France (Roger Lahana, SNDA – FLAC – No Corrida)
En France, le mécanisme de l’ILP (initiative législative populaire) n’existe pas. Le seul moyen d’obtenir l’abolition est de faire voter par les parlementaires l’abrogation de l’exception à la loi réprimant les sévices graves et actes de cruauté sur des animaux.
Les bonnes nouvelles viennent de l’aspect économique : la fréquentation des arènes a décru de 25% en 2016 par rapport en 2015, les fraudes à la TVA ont été rendues publiques et les redressements fiscaux en cours peuvent conduire à la banqueroute certains des plus importants organisateurs de corridas en France. De plus, la radiation de la tauromachie du patrimoine culturel immatériel de la France en 2015 a fait l’objet d’un recours en 2016 devant le Conseil d’État, qui l’a rejeté.
Un point très important est la prise de conscience croissante du grand public sur les souffrances infligées aux animaux, grâce entre autres aux actions menées par L214, la FBB, la SNDA, la SPA, 30 Millions d’amis, One Voice, etc. Le problème majeur du combat antitauromachie est que les corridas se pratiquent sur 10% du territoire, ce qui veut dire que 90% du pays ne se sent pas concerné. Un exemple typique est l’impact médiatique des recommandations de l’ONU d’interdire l’accès des mineurs aux arènes rendues publiques en janvier 2016 pour le Pérou et la France. Au Pérou, plusieurs dizaines de journaux en ont parlé, alors qu’en France, seul une brève dans le Midi Libre s’en est fait l’écho.
Il est donc crucial d’augmenter la prise de conscience spécifique sur cette barbarie auprès des populations qui ne s’y intéressent pas. La seule façon d’y parvenir est d’agir de façon globale et unie, au travers de la FLAC en France (200 000 adhérents fédérés) et du RIA dans le monde. A cela s’ajoutent deux événements politiques majeurs en 2016 : la naissance du Parti Animaliste français et la plateforme Animal Politique lancée par 26 ONG de protection animale françaises (dont la FLAC et la SNDA, toutes deux représentées à ce sommet). Le lancement de No Corrida s’inscrit dans cette logique, en donnant des informations sur les avancées internationales du mouvement anticorrida pour le grand public, au-delà des cercles militants qui sont, eux, déjà convaincus. Le but de toutes ces initiatives est le même : avoir à terme une influence réelle sur les parlementaires et donc sur l’évolution de la loi.
Portugal (Sergio Caetano et Rita Silva, Animal)
Au Portugal, la tauromachie est officiellement représentée au sein du ministère de la Culture. Récemment, un anticorrida a obtenu de siéger également dans la même section.
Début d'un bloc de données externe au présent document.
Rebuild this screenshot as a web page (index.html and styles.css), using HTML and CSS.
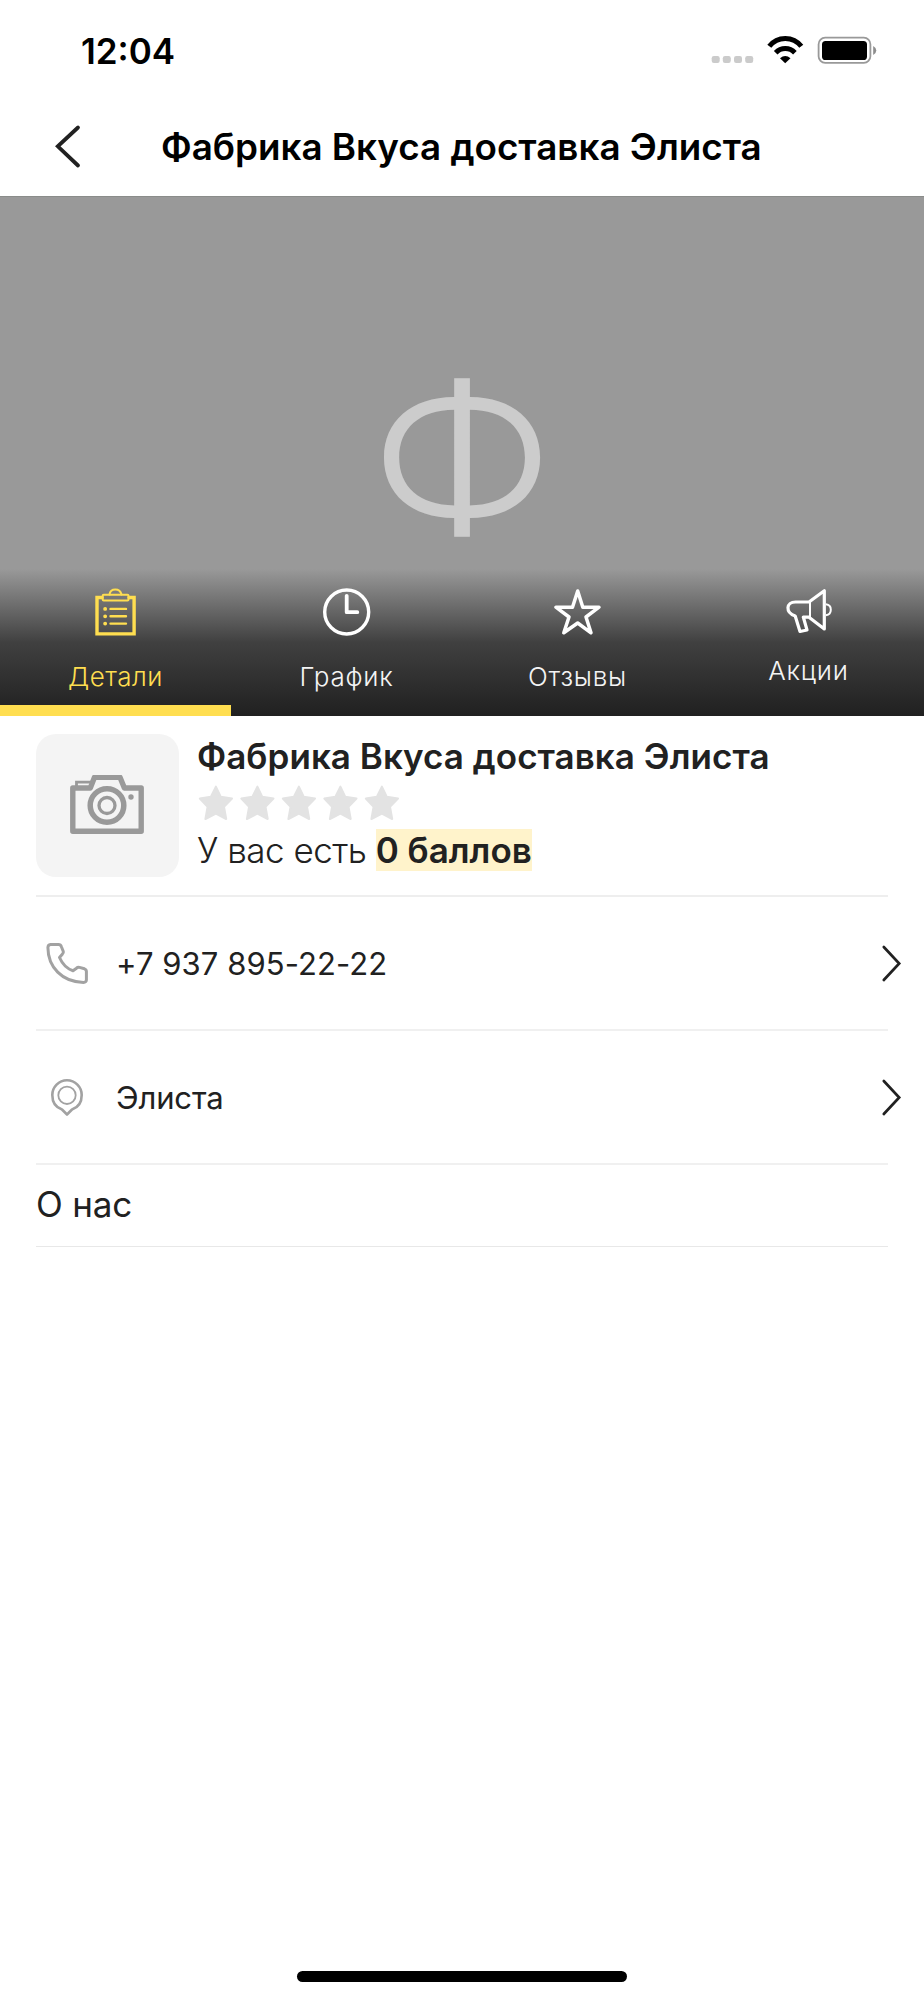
FILE: index.html
```html
<!DOCTYPE html>
<html lang="ru">
<head>
<meta charset="utf-8">
<title>Фабрика Вкуса доставка Элиста</title>
<link rel="stylesheet" href="styles.css">
</head>
<body>
<div class="screen">
  <header class="status">
    <span class="clock">12:04</span>
    <svg class="status-icons" width="168" height="30" viewBox="710 35 168 30">
      <g fill="#cbcbcb">
        <rect x="711.7" y="56" width="8" height="7" rx="2.2"/><rect x="722.8" y="56" width="8" height="7" rx="2.2"/><rect x="734" y="56" width="8" height="7" rx="2.2"/><rect x="745.2" y="56" width="8" height="7" rx="2.2"/>
      </g>
      <g fill="none" stroke="#000" stroke-width="5">
        <path d="M769.3 46.3A20.2 20.2 0 0 1 801.3 46.3"/>
        <path d="M775.7 52.7A13.2 13.2 0 0 1 794.9 52.7"/>
      </g>
      <path d="M780 58.2Q785.2 53.6 790.5 58.2L785.2 63.2Z"/>
      <rect x="818.6" y="37.6" width="51.8" height="25.2" rx="6.6" fill="none" stroke="#999" stroke-width="1.8"/>
      <rect x="822" y="41" width="45" height="19" rx="3.6"/>
      <path d="M873.2 46Q876.3 47.6 876.3 50.4T873.2 55Z" fill="#8d8d8d"/>
    </svg>
  </header>
  <nav class="navbar">
    <svg class="back" width="30" height="46" viewBox="53 123 30 46"><path d="M78 127.5L57.8 146.3L78 165.5" fill="none" stroke="#212121" stroke-width="3.8" stroke-linecap="round"/></svg>
    <h1 class="title">Фабрика Вкуса доставка Элиста</h1>
  </nav>
  <section class="hero">
    <div class="letter">Ф</div>
    <div class="tabs">
      <a class="tab active">
        <svg width="50" height="52" viewBox="91 585 50 52" fill="none" stroke="#ffde50" stroke-linecap="round" stroke-linejoin="round">
          <path stroke-width="3.4" stroke-linejoin="miter" d="M102 597.5H97V633.9H134.1V597.5H129"/>
          <rect x="102.7" y="594.7" width="25.8" height="5.8" rx="1" stroke-width="2"/>
          <path stroke-width="2" d="M109.5 594.5C110.5 587.8 120 587.8 121.5 594.5"/>
          <path stroke-width="2.4" d="M110.5 608.9H126M110.5 616.3H126M110.5 623.6H126"/>
          <path stroke-width="3.8" d="M105.1 608.9h.1M105.1 616.3h.1M105.1 623.6h.1"/>
        </svg>
        <span class="label">Детали</span>
      </a>
      <a class="tab">
        <svg width="50" height="52" viewBox="322 585 50 52" fill="none" stroke="#fff" stroke-linecap="round" stroke-linejoin="round">
          <circle cx="346.7" cy="612" r="22" stroke-width="3.4"/><path stroke-width="3.8" d="M346.7 595.8V612.2H357.3"/>
        </svg>
        <span class="label wide">График</span>
      </a>
      <a class="tab">
        <svg width="50" height="52" viewBox="553 585 50 52" fill="none" stroke="#fff" stroke-linejoin="round">
          <path stroke-width="3.5" d="M577.7 591L572.5 607.2H555.9L569 617L563.8 632.8L577.7 623L591 632.8L586 617L599 607.2H582.8Z"/>
        </svg>
        <span class="label wide">Отзывы</span>
      </a>
      <a class="tab high">
        <svg width="50" height="52" viewBox="784 585 50 52" fill="none" stroke="#fff" stroke-linejoin="round">
          <path stroke-width="3.2" d="M809 602L824.3 590.7V629L809 617.2L803.3 617L807 630L800 631.5L795.2 616C785 612.5 786 602 795.5 602Z"/>
          <path stroke-width="2" d="M810 602V617M826 604.3C832.4 605 832.4 614.5 826 615.2"/>
        </svg>
        <span class="label wide">Акции</span>
      </a>
    </div>
  </section>
  <main class="details">
    <section class="company">
      <div class="photo">
        <svg width="78" height="62" viewBox="69 774.5 78 62" fill="none" stroke="#999">
          <path stroke-width="5.4" stroke-linejoin="round" d="M72.8 787.5H90.3L94.5 776.8H120L124.4 787.5H141.2V830.7H72.8Z"/>
          <path stroke-width="2.8" d="M76.5 786V781.6H91"/>
          <circle cx="107" cy="805" r="16.8" stroke-width="5.5"/><circle cx="107" cy="805" r="8" stroke-width="3.3"/>
          <circle cx="131" cy="796.5" r="2.7" fill="#999" stroke="none"/>
        </svg>
      </div>
      <div class="info">
        <h2 class="name">Фабрика Вкуса доставка Элиста</h2>
        <svg class="stars" width="204" height="36" viewBox="0 0 204 36" fill="#e3e3e3" stroke="#e3e3e3" stroke-width="2" stroke-linejoin="round">
          <defs><path id="star" d="M17.9 1.6L22.7 11.8L34 13.6L26 21.8L28.2 34L17.9 28.6L7.4 34L9.6 21.8L1.8 13.6L12.9 11.8Z"/></defs>
          <use href="#star"/><use href="#star" x="41.5"/><use href="#star" x="83"/><use href="#star" x="124.5"/><use href="#star" x="166"/>
        </svg>
        <p class="points">У вас есть <mark>0 баллов</mark></p>
      </div>
    </section>
    <a class="row">
      <svg class="icon" width="46" height="46" viewBox="44 940 46 46" fill="none" stroke="#a2a2a2" stroke-width="3" stroke-linejoin="round">
        <path d="M50.5 944.5H58.5Q60.7 944.5 61.3 946.5L63.3 951.5Q63.6 953 62.5 954L59.5 957.5Q64 967.8 73 970.7L76.5 968.2Q77.8 967 79.5 967.4L84.5 968.8Q86.4 969.5 86.4 971.5V980Q86.2 982.4 83.5 982.4C62 982 48 967 47.9 947.5Q48 944.8 50.5 944.5Z"/>
      </svg>
      <span class="text phone">+7 937 895-22-22</span>
      <svg class="chevron" width="24" height="40" viewBox="880 943 24 40"><path d="M883.8 947L899.2 963.5L883.8 980" fill="none" stroke="#212121" stroke-width="2.7" stroke-linecap="round"/></svg>
    </a>
    <a class="row">
      <svg class="icon" width="46" height="46" viewBox="44 1074 46 46" fill="none" stroke="#a2a2a2" stroke-linejoin="round">
        <path stroke-width="2.6" d="M67 1114.5L62 1109.5C56 1107.5 52.3 1102 52.3 1095A14.7 14.7 0 0 1 81.7 1095C81.7 1102 78 1107.5 72 1109.5Z"/>
        <circle cx="67" cy="1095.3" r="8.7" stroke-width="1.8"/>
      </svg>
      <span class="text city">Элиста</span>
      <svg class="chevron" width="24" height="40" viewBox="880 943 24 40"><path d="M883.8 947L899.2 963.5L883.8 980" fill="none" stroke="#212121" stroke-width="2.7" stroke-linecap="round"/></svg>
    </a>
    <h3 class="about">О нас</h3>
  </main>
  <div class="home"></div>
</div>
</body>
</html>
```
FILE: styles.css
```css
* { box-sizing: border-box; }
body { margin: 0; background: #fff; font-family: Inter, "Liberation Sans", sans-serif; color: #212121; }
h1, h2, h3, p { margin: 0; font-weight: 400; white-space: nowrap; }
svg { display: block; flex: none; }
.screen { width: 924px; height: 2000px; display: flex; flex-direction: column; overflow: hidden; }
.status { height: 100px; display: flex; justify-content: space-between; align-items: flex-start; padding: 35px 46px 0 81px; }
.clock { font-size: 35px; line-height: 32px; font-weight: 600; color: #000; }
.navbar { height: 96px; display: flex; align-items: flex-start; padding: 23px 0 0 53px; }
.title { font-size: 36.8px; line-height: 44px; padding-top: 2px; margin-left: 78px; font-weight: 600; color: #000; }
.hero { height: 520px; background: #999; display: flex; flex-direction: column; justify-content: space-between; border-top: 1px solid #8a8c8a; }
.letter { height: 372px; padding-top: 161px; text-align: center; font-size: 196px; line-height: 200px; font-weight: 300; color: #ccc; transform: scaleX(1.155); }
.tabs { height: 147px; display: flex; background: linear-gradient(#999 0, #404040 50%, #202020 100%); }
.tab { flex: 1; display: flex; flex-direction: column; align-items: center; padding-top: 16px; color: #f4f4f4; }
.label { font-size: 26px; line-height: 32px; margin-top: 24px; font-weight: 300; letter-spacing: .5px; }
.label.wide { letter-spacing: .8px; }
.high .label { margin-top: 18px; }
.active { color: #ffde50; border-bottom: 11px solid #ffde50; }
.details { padding: 0 36px; flex: 1; }
.company { height: 181px; display: flex; padding-top: 18px; border-bottom: 2px solid #eee; }
.photo { width: 143px; height: 143px; border-radius: 20px; background: #f4f4f4; display: flex; align-items: center; justify-content: center; }
.info { margin-left: 18px; }
.name { font-size: 35px; line-height: 44px; font-weight: 600; letter-spacing: .04px; }
.stars { margin: 7px 0 0 1px; }
.points { font-size: 35px; line-height: 43px; margin-top: 8px; font-weight: 300; letter-spacing: -.5px; }
.points mark { background: #fff3cb; color: inherit; font-weight: 600; letter-spacing: 0; }
.row { height: 134px; display: flex; align-items: center; border-bottom: 2px solid #f0f0f0; padding-left: 8px; }
.text { font-size: 31px; line-height: 40px; margin: 2px 0 0 26px; }
.phone { letter-spacing: .08px; }
.city { letter-spacing: -.15px; }
.chevron { margin-left: auto; margin-right: -16px; }
.about { height: 82px; font-size: 35px; line-height: 79px; letter-spacing: -.2px; border-bottom: 1px solid #e8e8e8; }
.home { width: 330px; height: 11px; border-radius: 6px; background: #000; margin: 0 auto 18px; }
```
Le premier congrès vétérinaire anticorrida portugais s’est tenu en 2016. Des plaintes systématiques ont été déposées lorsque les corridas ne respectaient pas la réglementation en vigueur, afin de les faire interdire. Une diminution importante du nombre de corridas a été observée. Des millions de téléspectateurs ont demandé à ce que les corridas ne soient plus retransmises par la télévision nationale. Beaucoup d’organisateurs de corridas sont à la limite de la liquidation.
Le précédent sommet antitauromachie a tenu l’une de ses sessions au sein même du parlement à Lisbonne, incluant des rencontres avec plusieurs députés de partis différents. Sara Oviedo, vice-présidente du Comité des Droits de l’Enfant à l’ONU, est venue présenter son action. Tous les parlementaires ont été contactés sans exception sur deux thèmes : la protection des mineurs et l’arrêt des subventions à la tauromachie, qui a fait l’objet d’un débat au parlement.
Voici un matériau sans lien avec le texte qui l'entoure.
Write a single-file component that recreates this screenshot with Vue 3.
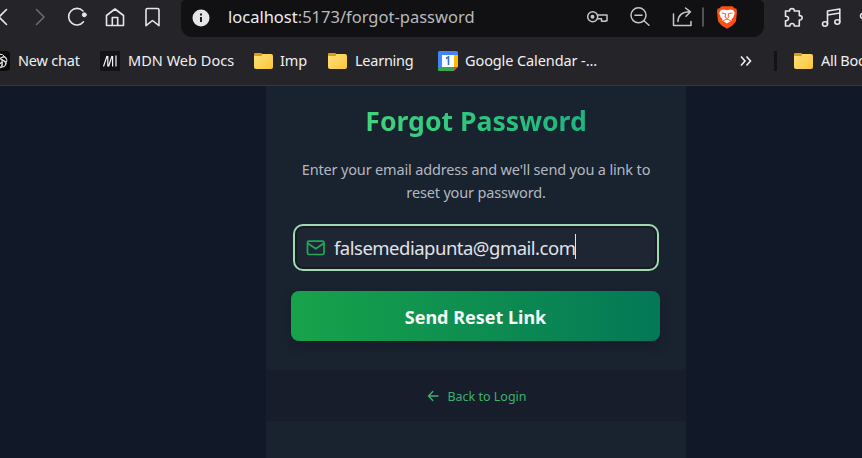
<script setup>
const folders = ['Imp', 'Learning']
</script>

<template>
  <div class="window">
    <header class="chrome">
      <div class="toolbar">
        <svg class="nav" width="181" height="37" viewBox="0 0 181 37" fill="none" stroke="#e6e6ea" stroke-width="1.6" stroke-linecap="round" stroke-linejoin="round">
          <path d="M6.500 9.500L-1 17l7.500 7.500" />
          <path d="M36.500 9.500L44 17l-7.500 7.500" stroke="#6b6b70" />
          <path d="M83.500 21.800A8.300 8.300 0 1 1 83 11" />
          <circle cx="84.300" cy="14.800" r="2" fill="#e6e6ea" stroke-width="1" />
          <path d="M106.500 15.500L115 9l8.500 6.500V25.500h-17zM112.300 25v-7.500h5.400V25" />
          <path d="M147.500 8.500h10q1.500 0 1.500 1.500v15.700l-6.500-5.200-6.500 5.200V10q0-1.500 1.500-1.500z" />
        </svg>
        <div class="address">
          <svg class="info" width="18" height="18" viewBox="0 0 18 18">
            <circle cx="9" cy="9" r="8.500" fill="#e4e4e9" />
            <path d="M9 8v5M9 4.600v1.800" stroke="#111113" stroke-width="1.900" />
          </svg>
          <span class="url"><b>localhost</b>:5173/forgot-password</span>
          <svg class="actions" width="184" height="37" viewBox="580 0 184 37" fill="none" stroke="#c5c5ca" stroke-width="1.500" stroke-linejoin="round" stroke-linecap="round">
            <circle cx="592.700" cy="16.800" r="5" />
            <circle cx="592.500" cy="16.800" r="1.200" fill="#c5c5ca" />
            <path d="M597.500 15h9.500v5.800h-1.200v.5h-4.300v-2.500h-4" />
            <circle cx="638.500" cy="15.300" r="7.500" />
            <path d="M635 15.300h7M644 20.800l5 4.500" />
            <path d="M673.500 14v11.500H691v-4M678 21.500c0-6 4-9.800 12-9.800M685.500 8l5 3.800-4.500 4.500" />
            <path d="M703 8v18" stroke="#68686d" />
            <path d="M721.500 6.300h11l2 2 2 .5.500 3-1 9.500-3.500 4.200-5.500 3.300-5.500-3.300-3.500-4.200-1-9.500.5-3 2-.5z" fill="#fb4f14" stroke="none" />
            <path d="M721 10l3-.5 3 .8 3-.8 3 .5 1.800 3-1.600 4.500-1.700 1.500.3 1.500-4.800 3-4.800-3 .3-1.500-1.700-1.500-1.600-4.500z" fill="#fff" stroke="none" />
            <path d="M722 13l3.300.8M732 13l-3.300.8M725.800 13.800l-.8 3.500 2 1.200 2-1.200-.8-3.500M723.500 20.500l3.500-1.500 3.500 1.500" stroke="#fb4f14" stroke-width=".9" />
          </svg>
        </div>
        <svg class="tools" width="98" height="37" viewBox="764 0 98 37" fill="none" stroke="#e6e6ea" stroke-width="1.600" stroke-linejoin="round" stroke-linecap="round">
          <path d="M785.500 11h4.200c-.8-3.200 5.400-3.200 4.600 0h5v4.700c3.800-.7 3.800 5 0 4.300V26h-5c.6-3.400-5-3.400-4.400 0h-4.400v-5.300c4 .6 4-5 0-4.400z" />
          <ellipse cx="825" cy="24" rx="2.500" ry="2.200" />
          <ellipse cx="837.300" cy="22" rx="2.500" ry="2.200" />
          <path d="M827.500 24V11l12.300-2v13M827.500 15l12.300-2" />
          <circle cx="863" cy="16" r="2.500" />
        </svg>
      </div>

      <nav class="bookmarks">
        <div class="bm chat">
          <svg width="20" height="20" viewBox="0 0 20 20" fill="none" stroke="#e0e0e0" stroke-width="1">
            <rect width="20" height="20" rx="4" fill="#09090a" stroke="none" />
            <path v-for="n in 6" :key="n" d="M8 12V6.500a3.200 3.200 0 0 1 6-1.500M10 7.500l3.800-2.200a3 3 0 0 1 2.500 2.500" :transform="`rotate(${n * 60} 10 10)`" />
          </svg>
          <span>New chat</span>
        </div>
        <div class="bm mdn">
          <svg width="20" height="20" viewBox="0 0 20 20">
            <rect width="20" height="20" fill="#121217" />
            <path d="M3.500 15.500L7 5M7.800 5v10.500M8.500 15.500L12 5M12.600 5v10.500M16 4.500v11" stroke="#f4f4f4" stroke-width="1.200" fill="none" />
          </svg>
          <span>MDN Web Docs</span>
        </div>
        <div v-for="name in folders" :key="name" class="bm" :class="name.toLowerCase()">
          <i class="folder"></i>
          <span>{{ name }}</span>
        </div>
        <div class="bm calendar">
          <svg width="20" height="20" viewBox="0 0 20 20">
            <rect width="20" height="20" rx="1.500" fill="#4285f4" />
            <path d="M16 4h4v12h-4z" fill="#fbbc04" />
            <path d="M0 16h16v4H1.500Q0 20 0 18.500z" fill="#34a853" />
            <path d="M16 16h4l-4 4z" fill="#ea4335" />
            <path d="M20 16v4h-4z" fill="#252529" />
            <path d="M4 4h12v12H4z" fill="#fff" />
            <path d="M8 7.500L10.500 6v8" stroke="#2f70d8" stroke-width="1.600" fill="none" />
          </svg>
          <span>Google Calendar -...</span>
        </div>
        <svg class="more" width="14" height="12" viewBox="0 0 14 12" fill="none" stroke="#f0f0f0" stroke-width="1.600"><path d="M2 1.500L6 6l-4 4.500M7.500 1.500l4 4.500-4 4.500" /></svg>
        <i class="divider"></i>
        <div class="bm all">
          <i class="folder"></i>
          <span>All Bookmarks</span>
        </div>
      </nav>
    </header>

    <main class="page">
      <section class="card">
        <h1>Forgot Password</h1>
        <p class="lead">Enter your email address and we'll send you a link to<br>reset your password.</p>
        <div class="field">
          <svg width="20" height="16" viewBox="0 0 20 16" fill="none" stroke="#20a957" stroke-width="1.700" stroke-linejoin="round" stroke-linecap="round">
            <rect x="1.500" y="1.200" width="16.500" height="13.300" rx="1.500" />
            <path d="M2 3.500l7.800 5.300L17.500 3.500" />
          </svg>
          <span class="email">falsemediapunta@gmail.com</span>
          <i class="caret"></i>
        </div>
        <button class="submit"><span>Send Reset Link</span></button>
        <div class="footer">
          <svg width="12" height="12" viewBox="0 0 12 12" fill="none" stroke="#3bb36d" stroke-width="1.400" stroke-linecap="round" stroke-linejoin="round"><path d="M11 6H1.500M5.800 1.500L1.500 6l4.300 4.500" /></svg>
          <span>Back to Login</span>
        </div>
      </section>
    </main>
  </div>
</template>

<style>
body { margin: 0; overflow: hidden; }
</style>

<style scoped>
* { box-sizing: border-box; }
.window { width: 862px; height: 458px; overflow: hidden; display: flex; flex-direction: column; background: #111827; font-family: "Noto Sans", "Open Sans", sans-serif; }
svg, i { display: block; flex: none; }
span { white-space: nowrap; }
.chrome { height: 86px; flex: none; background: #252529; border-bottom: 1px solid #37373a; }
.toolbar { display: flex; height: 37px; }
.address { width: 583px; height: 37px; flex: none; background: #111113; border-radius: 5px 5px 11px 11px; display: flex; align-items: center; padding-left: 11px; }
.info { margin-top: -2px; }
.url { margin-left: 18px; width: 352px; font-size: 16.500px; line-height: 24px; color: #b9b9bf; margin-top: -4px; }
.url b { font-weight: 400; color: #ececf0; }
.bookmarks { display: flex; height: 48px; align-items: center; }
.bm { display: flex; align-items: center; flex: none; font-size: 14.500px; color: #f0f0f2; letter-spacing: -.1px; }
.bm span { line-height: 20px; padding-bottom: 2px; }
.chat { margin-left: -10px; gap: 8px; width: 110px; letter-spacing: -.2px; }
.mdn { gap: 8px; width: 154px; letter-spacing: .03px; }
.imp { gap: 7px; width: 74px; }
.learning { gap: 8px; width: 110px; letter-spacing: -.25px; }
.calendar { gap: 7px; width: 301px; }
.folder { width: 19px; height: 15px; border-radius: 2px; background: linear-gradient(135deg, #ffe07a, #fbc638); position: relative; }
.folder::before { content: ""; position: absolute; left: 0; top: -1px; width: 8px; height: 3px; border-radius: 1px; background: #dc9c13; }
.more { margin-right: 21px; }
.divider { width: 3px; height: 20px; background: #131315; border-radius: 1px; margin-right: 17px; }
.all { gap: 8px; letter-spacing: -.3px; }
.page { flex: 1; background: #111827; padding-left: 266px; }
.card { width: 420px; height: 372px; background: #19222f; display: flex; flex-direction: column; align-items: center; }
h1 { margin: 16px 0 0; font-size: 26.600px; line-height: 38px; font-weight: 700; white-space: nowrap; background: linear-gradient(90deg, #40d47d, #1db57f); background-clip: text; -webkit-background-clip: text; color: transparent; }
.lead { margin: 18px 0 0; text-align: center; font-size: 14.500px; line-height: 23px; color: #b3b8c0; letter-spacing: -.16px; white-space: nowrap; }
.field { width: 366px; height: 47px; margin-top: 20px; border: 2px solid #9edbb1; border-radius: 10px; background: #1e2533; box-shadow: inset 0 0 0 2px #171a21; display: flex; align-items: center; padding-left: 11px; }
.email { margin-left: 8px; font-size: 18.500px; line-height: 26px; color: #e1e3e6; letter-spacing: -.5px; }
.caret { width: 1px; height: 25px; background: #e1e3e6; margin-top: -2px; }
.submit { width: 369px; height: 50px; margin: 20px 1px 0 0; border: 0; border-radius: 8px; background: linear-gradient(90deg, #17a34a, #047857); box-shadow: 0 6px 10px #181d2a; font: 700 18px/24px "Noto Sans", sans-serif; color: #f5faf7; padding: 1px 0 0; }
.footer { width: 420px; height: 51px; margin-top: 29px; background: #171d2b; display: flex; align-items: center; justify-content: center; gap: 8px; color: #3bb36d; font-size: 12.500px; padding-left: 2px; }
.footer span { padding-top: 2px; }
</style>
Les leaders anticorrida ont participé à des débats télévisés. Grâce au RIA, de nombreux documents, dont des photos de mineurs assistant aux corridas, ont été transmis aux parlementaires.
Espagne (Alessandro Zara, La Tortura No Es Cultura)
Le recul de la corrida en Espagne a commencé dans les années 80. D’un point de vue politique, le PP (droite) est largement procorrida, le PSOE (PS) est partagé et l’extrême-gauche est largement anticorrida. La situation a rapidement évolué avec l’arrivée de Podemos en 2011, qui est devenu un acteur important de la vie politique espagnole.
Le parti animaliste PACMA reste trop faible pour peser, même s’il joue un rôle important comme il a pu le montrer lors de mobilisations massives contre le toro de la vega. Une autre organisation agit de façon importante, l’association des vétérinaires anticorrida (AVATMA).
La stratégie actuelle des taurins est de tenter de faire croire qu’ils sont persécutés. Le but est d’obtenir un statut de minorité, ce qui leur permettrait d’être plus protégés par la loi. La pratique des corridas « de charité » est courante.
La pratique du toro de la vega a connu un fort recul, avec l’interdiction de mise à mort en public. Récemment, le tribunal constitutionnel a annulé l’abolition de la corrida votée par la Catalogne en 2012. Dans les faits, cela ne change rien grâce aux nombreuses voies permettant de rendre toute corrida impossible à organiser dans cette région. De plus, cette décision est perçue comme étant avant tout politique de la part du pouvoir central, ce qui provoque d’autant plus d’opposition de la part des Catalans.